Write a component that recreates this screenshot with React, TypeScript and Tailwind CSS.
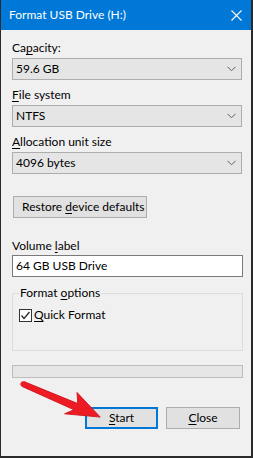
import React from "react";

const font = { fontFamily: "Lato, 'Liberation Sans', sans-serif" };

function Chevron() {
  return (
    <svg width="9" height="6" viewBox="0 0 9 6" className="shrink-0">
      <polyline points="0.5,0.8 4.5,4.8 8.5,0.8" fill="none" stroke="#606060" strokeWidth="1" />
    </svg>
  );
}

function Select({ value }: { value: string }) {
  return (
    <div className="h-[22px] w-[230px] border border-[#adadad] bg-[#e5e5e5] flex items-center justify-between pl-[3px] pr-[5px] text-[12px] text-black">
      <span>{value}</span>
      <Chevron />
    </div>
  );
}

function Label({ children, className = "" }: { children: React.ReactNode; className?: string }) {
  return <div className={`h-[16px] leading-[16px] text-[12px] text-black ${className}`}>{children}</div>;
}

function U({ children }: { children: React.ReactNode }) {
  return <span className="underline underline-offset-[2px]">{children}</span>;
}

export default function App() {
  return (
    <div
      className="relative w-[253px] h-[458px] bg-[#f0f0f0] border-l border-r-2 border-b-2 border-[#2a2a2a] overflow-hidden"
      style={font}
    >
      <div className="h-[30px] bg-[#0078d7] flex items-center justify-between pl-[8px] pr-[9px] text-white text-[12px]">
        <span>Format USB Drive (H:)</span>
        <svg width="11" height="11" viewBox="0 0 11 11">
          <path d="M0.5 0.5 L10.5 10.5 M10.5 0.5 L0.5 10.5" stroke="#fff" strokeWidth="1.1" />
        </svg>
      </div>
      <div className="flex flex-col pl-[11px] pr-[9px]">
        <Label className="mt-[10px]">
          Ca<U>p</U>acity:
        </Label>
        <div className="mt-[2px]">
          <Select value="59.6 GB" />
        </div>
        <Label className="mt-[7px]">
          <U>F</U>ile system
        </Label>
        <div className="mt-[2px]">
          <Select value="NTFS" />
        </div>
        <Label className="mt-[7px]">
          <U>A</U>llocation unit size
        </Label>
        <div className="mt-[2px]">
          <Select value="4096 bytes" />
        </div>
        <button className="mt-[22px] ml-[1px] h-[22px] w-[134px] border border-[#adadad] bg-[#e1e1e1] text-[12px] text-black text-left pl-[8px]">
          Restore <U>d</U>evice defaults
        </button>
        <Label className="mt-[20px]">
          Volume <U>l</U>abel
        </Label>
        <div className="mt-[1px] h-[22px] w-[231px] border border-[#7a7a7a] bg-white flex items-center pl-[3px] text-[12px] text-black">
          64 GB USB Drive
        </div>
        <fieldset className="mt-[8px] h-[66px] w-[231px] border border-[#dcdcdc] rounded-none">
          <legend className="ml-[6px] px-[1px] h-[16px] leading-[16px] text-[12px] text-black">
            Format <U>o</U>ptions
          </legend>
          <div className="mt-[6px] ml-[6px] flex items-center gap-[2px] text-[12px] text-black">
            <div className="w-[13px] h-[13px] border border-[#333333] bg-white flex items-center justify-center">
              <svg width="11" height="11" viewBox="0 0 11 11">
                <polyline points="1.5,5.5 4,8.5 9.5,2" fill="none" stroke="#222" strokeWidth="1.2" />
              </svg>
            </div>
            <span className="leading-[16px]">
              <U>Q</U>uick Format
            </span>
          </div>
        </fieldset>
        <div className="mt-[14px] h-[13px] w-[231px] border border-[#bcbcbc] bg-[#e6e6e6]" />
        <div className="mt-[29px] flex justify-end gap-[8px] pr-[2px]">
          <button className="h-[22px] w-[73px] border-2 border-[#0078d7] bg-[#e1e1e1] text-[12px] text-black">
            <U>S</U>tart
          </button>
          <button className="h-[22px] w-[74px] border border-[#adadad] bg-[#e1e1e1] text-[12px] text-black">
            <U>C</U>lose
          </button>
        </div>
      </div>
      <svg className="absolute left-0 top-0 pointer-events-none" width="253" height="458" viewBox="0 0 253 458">
        <g transform="translate(22 384) rotate(23.2)">
          <path
            d="M0 -2.6 L58 -3.6 L53 -13.5 L84 0 L50 11 L57 3.6 L0 2.6 Z"
            fill="#ed1c24"
            stroke="#d0121b"
            strokeWidth="0.8"
            strokeLinejoin="round"
          />
          <circle cx="0" cy="0" r="2.6" fill="#ed1c24" />
        </g>
      </svg>
    </div>
  );
}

TASK DESCRIPTION
Exclude the pictures, and transcribe all of the material exactly.

ANSWER IN FULL
Write a component that recreates this screenshot with React, TypeScript and Tailwind CSS.
import React from "react";

const font = { fontFamily: "Lato, 'Liberation Sans', sans-serif" };

function Chevron() {
  return (
    <svg width="9" height="6" viewBox="0 0 9 6" className="shrink-0">
      <polyline points="0.5,0.8 4.5,4.8 8.5,0.8" fill="none" stroke="#606060" strokeWidth="1" />
    </svg>
  );
}

function Select({ value }: { value: string }) {
  return (
    <div className="h-[22px] w-[230px] border border-[#adadad] bg-[#e5e5e5] flex items-center justify-between pl-[3px] pr-[5px] text-[12px] text-black">
      <span>{value}</span>
      <Chevron />
    </div>
  );
}

function Label({ children, className = "" }: { children: React.ReactNode; className?: string }) {
  return <div className={`h-[16px] leading-[16px] text-[12px] text-black ${className}`}>{children}</div>;
}

function U({ children }: { children: React.ReactNode }) {
  return <span className="underline underline-offset-[2px]">{children}</span>;
}

export default function App() {
  return (
    <div
      className="relative w-[253px] h-[458px] bg-[#f0f0f0] border-l border-r-2 border-b-2 border-[#2a2a2a] overflow-hidden"
      style={font}
    >
      <div className="h-[30px] bg-[#0078d7] flex items-center justify-between pl-[8px] pr-[9px] text-white text-[12px]">
        <span>Format USB Drive (H:)</span>
        <svg width="11" height="11" viewBox="0 0 11 11">
          <path d="M0.5 0.5 L10.5 10.5 M10.5 0.5 L0.5 10.5" stroke="#fff" strokeWidth="1.1" />
        </svg>
      </div>
      <div className="flex flex-col pl-[11px] pr-[9px]">
        <Label className="mt-[10px]">
          Ca<U>p</U>acity:
        </Label>
        <div className="mt-[2px]">
          <Select value="59.6 GB" />
        </div>
        <Label className="mt-[7px]">
          <U>F</U>ile system
        </Label>
        <div className="mt-[2px]">
          <Select value="NTFS" />
        </div>
        <Label className="mt-[7px]">
          <U>A</U>llocation unit size
        </Label>
        <div className="mt-[2px]">
          <Select value="4096 bytes" />
        </div>
        <button className="mt-[22px] ml-[1px] h-[22px] w-[134px] border border-[#adadad] bg-[#e1e1e1] text-[12px] text-black text-left pl-[8px]">
          Restore <U>d</U>evice defaults
        </button>
        <Label className="mt-[20px]">
          Volume <U>l</U>abel
        </Label>
        <div className="mt-[1px] h-[22px] w-[231px] border border-[#7a7a7a] bg-white flex items-center pl-[3px] text-[12px] text-black">
          64 GB USB Drive
        </div>
        <fieldset className="mt-[8px] h-[66px] w-[231px] border border-[#dcdcdc] rounded-none">
          <legend className="ml-[6px] px-[1px] h-[16px] leading-[16px] text-[12px] text-black">
            Format <U>o</U>ptions
          </legend>
          <div className="mt-[6px] ml-[6px] flex items-center gap-[2px] text-[12px] text-black">
            <div className="w-[13px] h-[13px] border border-[#333333] bg-white flex items-center justify-center">
              <svg width="11" height="11" viewBox="0 0 11 11">
                <polyline points="1.5,5.5 4,8.5 9.5,2" fill="none" stroke="#222" strokeWidth="1.2" />
              </svg>
            </div>
            <span className="leading-[16px]">
              <U>Q</U>uick Format
            </span>
          </div>
        </fieldset>
        <div className="mt-[14px] h-[13px] w-[231px] border border-[#bcbcbc] bg-[#e6e6e6]" />
        <div className="mt-[29px] flex justify-end gap-[8px] pr-[2px]">
          <button className="h-[22px] w-[73px] border-2 border-[#0078d7] bg-[#e1e1e1] text-[12px] text-black">
            <U>S</U>tart
          </button>
          <button className="h-[22px] w-[74px] border border-[#adadad] bg-[#e1e1e1] text-[12px] text-black">
            <U>C</U>lose
          </button>
        </div>
      </div>
      <svg className="absolute left-0 top-0 pointer-events-none" width="253" height="458" viewBox="0 0 253 458">
        <g transform="translate(22 384) rotate(23.2)">
          <path
            d="M0 -2.6 L58 -3.6 L53 -13.5 L84 0 L50 11 L57 3.6 L0 2.6 Z"
            fill="#ed1c24"
            stroke="#d0121b"
            strokeWidth="0.8"
            strokeLinejoin="round"
          />
          <circle cx="0" cy="0" r="2.6" fill="#ed1c24" />
        </g>
      </svg>
    </div>
  );
}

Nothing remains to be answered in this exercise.